Would you assess a soldier’s ability to perform in combat with a written exam? No? That’s what I thought. You would probably try to simulate a real life situation to isolate your best people, otherwise, you’d be giving the enemy a huge advantage, wouldn’t you?
Sadly, this “field-ready” mindset, which is the sole purpose of rigorous military training, doesn’t quite translate to the educational system. Instead of educating and qualifying people based on real-world skills, the vast majority of institutions simply give them a form of written test to pass, and then claim that people are “ready”. Ready for what?
Now, we all know that the workforce doesn’t come close to what people experience in real combat, either directly or indirectly. But unlike the military, businesses have an actual limited budget and stockholders to keep happy, so they must be laser focused on efficiency.
The obsoleteness of the educational system is such that there are industries in which companies must rely on certifications and other kinds of training to “ensure” that people have the minimum qualifications to perform a job. Nonetheless, many of these certifications are based on written tests, which even though are very specific and require a lot of studying, could not possibly guarantee that someone is job-ready.
Take the IT industry as an example. Cisco Certified Network Associates (CCNA’s), for instance, are certified in specific fields of study such as routing and switching, but they earn their certification without ever actually touching a router or a switch, or even setting up a basic local area network (LAN).

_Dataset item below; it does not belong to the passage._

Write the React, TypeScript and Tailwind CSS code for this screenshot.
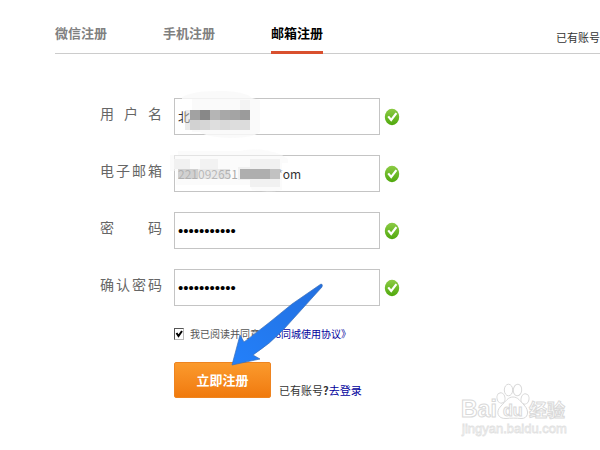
import type { ReactNode } from "react"

const tabs = [
  { label: "微信注册", active: false },
  { label: "手机注册", active: false },
  { label: "邮箱注册", active: true },
]

function CheckIcon() {
  return (
    <svg viewBox="0 0 16 18" className="h-[18px] w-4 shrink-0" aria-hidden="true">
      <defs>
        <linearGradient id="ok" x1="0" y1="0" x2="0" y2="1">
          <stop offset="0" stopColor="#8ccb45" />
          <stop offset="1" stopColor="#4fa80c" />
        </linearGradient>
      </defs>
      <ellipse cx="8" cy="9" rx="7.2" ry="8.2" fill="url(#ok)" />
      <path
        d="M4.2 8.4 L7.2 12 L12.4 5.2"
        fill="none"
        stroke="#fff"
        strokeWidth="2.2"
      />
    </svg>
  )
}

function NameMosaic() {
  const top = ["#a2a2a2", "#888888", "#b5b5b5", "#a8a8a8", "#a4a4a4", "#9b9b9b"]
  const bottom = ["#d2d2d2", "#d6d6d6", "#dedede", "#d9d9d9", "#dddddd", "#dcdcdc"]
  return (
    <svg
      viewBox="0 0 100 52"
      className="pointer-events-none absolute -top-2 left-0 h-[52px] w-[100px]"
      aria-hidden="true"
    >
      <path
        d="M8 7 Q20 0 50 1 Q72 2 78 8 L86 10 V42 Q80 48 56 48 Q32 47 26 42 H18 V9 H8 Z"
        fill="#f9f9f9"
        fillOpacity="0.85"
      />
      <rect x="66" y="10" width="10" height="10" fill="#f3f3f3" />
      {top.map((color, i) => (
        <rect key={i} x={16 + i * 10} y="20" width="10" height="10" fill={color} />
      ))}
      {bottom.map((color, i) => (
        <rect key={i} x={16 + i * 10} y="30" width="10" height="10" fill={color} />
      ))}
      <rect x="11" y="20" width="5" height="20" fill="#d8d8d8" fillOpacity="0.5" />
    </svg>
  )
}

function MailMosaic() {
  return (
    <svg
      viewBox="0 0 130 50"
      className="pointer-events-none absolute -top-2 -left-1 h-[50px] w-[130px]"
      aria-hidden="true"
    >
      <path
        d="M0 8 H8 V4 H70 Q90 -1 112 8 L118 12 V16 H112 V43 Q98 46 82 43 L80 38 H6 V24 H0 Z"
        fill="#f8f8f8"
        fillOpacity="0.6"
      />
      <rect x="4" y="12" width="16" height="10" fill="#f1f1f1" />
      <rect x="30" y="12" width="18" height="10" fill="#f2f2f2" />
      <rect x="80" y="12" width="30" height="28" fill="#f1f1f1" />
      <rect x="8" y="22" width="20" height="10" fill="#b5b5b5" fillOpacity="0.6" />
      <rect x="28" y="22" width="22" height="10" fill="#d0d0d0" fillOpacity="0.4" />
      <rect x="50" y="22" width="10" height="10" fill="#bbbbbb" fillOpacity="0.4" />
      <rect x="68" y="20" width="42" height="13" fill="#f1f1f1" />
      <rect x="70" y="22" width="30" height="10" fill="#aeaeae" />
      <rect x="100" y="22" width="10" height="10" fill="#c2c2c2" />
    </svg>
  )
}

type FieldProps = {
  id: string
  label: string
  type?: string
  value: string
  children?: ReactNode
}

function Field({ id, label, type = "text", value, children }: FieldProps) {
  return (
    <div className="flex items-center">
      <label
        htmlFor={id}
        className="mr-3 mb-2 w-[62px] text-justify text-sm text-[#666] [text-align-last:justify]"
      >
        {label}
      </label>
      <div className="relative w-[206px]">
        <input
          id={id}
          type={type}
          defaultValue={value}
          className={
            type === "password"
              ? "block h-[37px] w-full border border-[#c4c4c4] bg-white px-[3px] font-['Liberation_Sans',sans-serif] text-[15px] text-black outline-none"
              : "block h-[37px] w-full border border-[#c4c4c4] bg-white px-[3px] text-xs text-[#333] outline-none"
          }
        />
        {children}
      </div>
      <div className="ml-1">
        <CheckIcon />
      </div>
    </div>
  )
}

function Arrow() {
  return (
    <svg
      viewBox="0 0 96 86"
      className="pointer-events-none absolute -top-6 left-14 h-[86px] w-24"
      aria-hidden="true"
    >
      <defs>
        <linearGradient id="arrow" x1="0" y1="1" x2="1" y2="0">
          <stop offset="0" stopColor="#2380fa" />
          <stop offset="1" stopColor="#2370e0" />
        </linearGradient>
      </defs>
      <path
        d="M91 2 Q93 2 92 5 L54 47 Q40 62 23 73 L30 77 L2 83 L10 53 L14 60 Q38 42 62 22 Z"
        fill="url(#arrow)"
        stroke="#3b6fb8"
        strokeWidth="0.7"
      />
    </svg>
  )
}

function Watermark() {
  return (
    <svg
      viewBox="0 0 112 60"
      className="h-[60px] w-28 font-['Liberation_Sans','Noto_Sans_CJK_SC',sans-serif]"
      role="img"
      aria-label="Baidu 经验"
    >
      <g fill="#fff" stroke="#d9d9d9" strokeWidth="1">
        <text x="1" y="35" fontSize="23" fontWeight="700">
          Bai
        </text>
        <ellipse cx="41" cy="16" rx="4" ry="5.2" transform="rotate(-12 41 16)" />
        <ellipse cx="48.5" cy="8" rx="4.2" ry="5.8" />
        <ellipse cx="57.5" cy="8" rx="4.2" ry="5.8" transform="rotate(6 57.5 8)" />
        <ellipse cx="65" cy="17" rx="4" ry="5.2" transform="rotate(12 65 17)" />
        <path d="M53 15 C58 15 60 19 64 23 C70 29 68 37 61 36.500 C57 36 50 36 46 36.500 C38 37 35 30 41 24 C46 19 48 15 53 15 Z" />
        <text x="43" y="34" fontSize="16" fontWeight="700">
          du
        </text>
        <text x="69" y="35" fontSize="18" fontWeight="700">
          经验
        </text>
      </g>
      <text
        x="2"
        y="51"
        fontSize="13"
        fill="#fff"
        stroke="#e2e2e2"
        strokeWidth="0.8"
      >
        jingyan.baidu.com
      </text>
    </svg>
  )
}

export default function App() {
  return (
    <div className="min-h-screen overflow-hidden bg-white font-['Noto_Sans_CJK_SC',sans-serif]">
      <header className="ml-[55px] flex items-end justify-between border-b border-[#ccc] pt-[23px]">
        <nav className="flex gap-14">
          {tabs.map((tab) => (
            <a
              key={tab.label}
              href="#"
              className={
                tab.active
                  ? "-mb-px border-b-3 border-[#d9502f] pb-2 text-[13px] leading-5 font-bold text-black"
                  : "-mb-px border-b-3 border-transparent pb-2 text-[13px] leading-5 font-bold text-[#808080]"
              }
            >
              {tab.label}
            </a>
          ))}
        </nav>
        <span className="pb-2 text-[11px] leading-4 text-[#333]">已有账号</span>
      </header>

      <form className="pt-11 pl-[100px]" onSubmit={(e) => e.preventDefault()}>
        <div className="flex flex-col gap-5">
          <Field id="username" label="用户名" value="北">
            <NameMosaic />
          </Field>
          <Field id="email" label="电子邮箱" value="221092651********om">
            <MailMosaic />
          </Field>
          <Field id="password" label="密码" type="password" value="12345678901" />
          <Field id="confirm" label="确认密码" type="password" value="12345678901" />
        </div>

        <div className="relative ml-[74px]">
          <div className="flex items-center pt-5 text-[10px] leading-4">
            <span className="relative mr-1.5 flex">
              <input
                id="agree"
                type="checkbox"
                defaultChecked
                className="peer h-3 w-[10px] appearance-none border border-[#555] border-r-[#bbb] border-b-[#bbb] bg-white"
              />
              <svg
                viewBox="0 0 10 12"
                className="pointer-events-none absolute inset-0 hidden h-3 w-[10px] peer-checked:block"
                aria-hidden="true"
              >
                <path d="M2.5 5 L4.5 8 L8 3" fill="none" stroke="#000" strokeWidth="2" />
              </svg>
            </span>
            <label htmlFor="agree" className="text-[#555]">
              我已阅读并同意
            </label>
            <a href="#" className="text-[#00009c]">
              《58同城使用协议》
            </a>
          </div>
          <div className="mt-5 flex items-end gap-2">
            <button
              type="submit"
              className="h-9 w-[97px] rounded-xs border border-[#ee8420] bg-linear-to-b from-[#fb9a2c] to-[#f07a0c] text-[13px] font-bold text-white"
            >
              立即注册
            </button>
            <p className="text-[11px] leading-4 text-[#333]">
              已有账号<b>?</b>
              <a href="#" className="text-[#00009c]">
                去登录
              </a>
            </p>
          </div>
          <Arrow />
        </div>
      </form>

      <footer className="-mt-4 flex justify-end pr-7">
        <Watermark />
      </footer>
    </div>
  )
}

Imagine if a Navy SEAL was deployed to a war zone with a CCNA certification! He wouldn’t last very long, would he? Not only that, but other SEALs would end up having to allocate part of their focus to take care of their underprepared partner just to make sure he could make it through the day. Talk about endangering all those involved in a mission!
This happens in a more subtle way in the corporate world, where companies invest a lot of money on training programs. These resources could be allocated more efficiently if their entry-level personnel was trained to hit the ground running in less time or trained on more advanced skills.
Believe it or not, every company is, in some way, similar to the SEAL program. They want the best possible people to join their teams and they strive to build or maintain a competitive advantage. If this is the case, then why is it that the educational system hasn’t caught up with military training yet?
I’m not saying that the entire system needs to be exactly like combat training. But, there are certain things that could be incorporated into education that would make a big difference on people’s skill sets and on their ability to advance in their careers.
At NexGenT we prepare students for the real-world, period. We give them the skills they really need to know and certify that they are able to perform over 100 different tasks in person, handling real equipment, with zero written testing! We do this through a self-paced online program called Zero to Engineer and a 5-day in-person boot camp.
Not only that, but we teach them how the IT industry works, the latest trends, how to land their dream job, and give them the strongest possible foundation on the full stack of networking, which allows them to better understand their career path options and communicate efficiently across all areas of IT.
Since we cut all the fluff included in conventional degrees and certifications, we are able to teach more advanced skills to our students such as how to configure Private WAN to VPN failover for disaster recovery or set up an HQ network with 2 branches from scratch.
These, among hundreds of other skills, are part of what real network engineers do every day at their jobs. This is where paper certifications reveal all their weaknesses and make people feel like all the hard work and effort they invested studying didn’t prepare them properly for “combat”.
We’ve incorporated the field-ready mindset, which was instilled in our founders when they served in the Air Force, to our award programs with the sole purpose of empowering people to either break into the IT industry or advance in their careers. Hence, when our students earn the Full-Stack Network Associate (FSNA) title, they have the skills needed to hit the ground running, just like American soldiers are.
The educational system is broken across various industries in several ways. It’s outrageously expensive, it doesn’t prepare people for the real world and leaves many of them in debt for many years to come after they graduate. We are working to change this for the IT industry, where what truly matters is a person’s skill set and knowledge, and nothing else.
Are you really learning how to do real things or just a bunch of theory?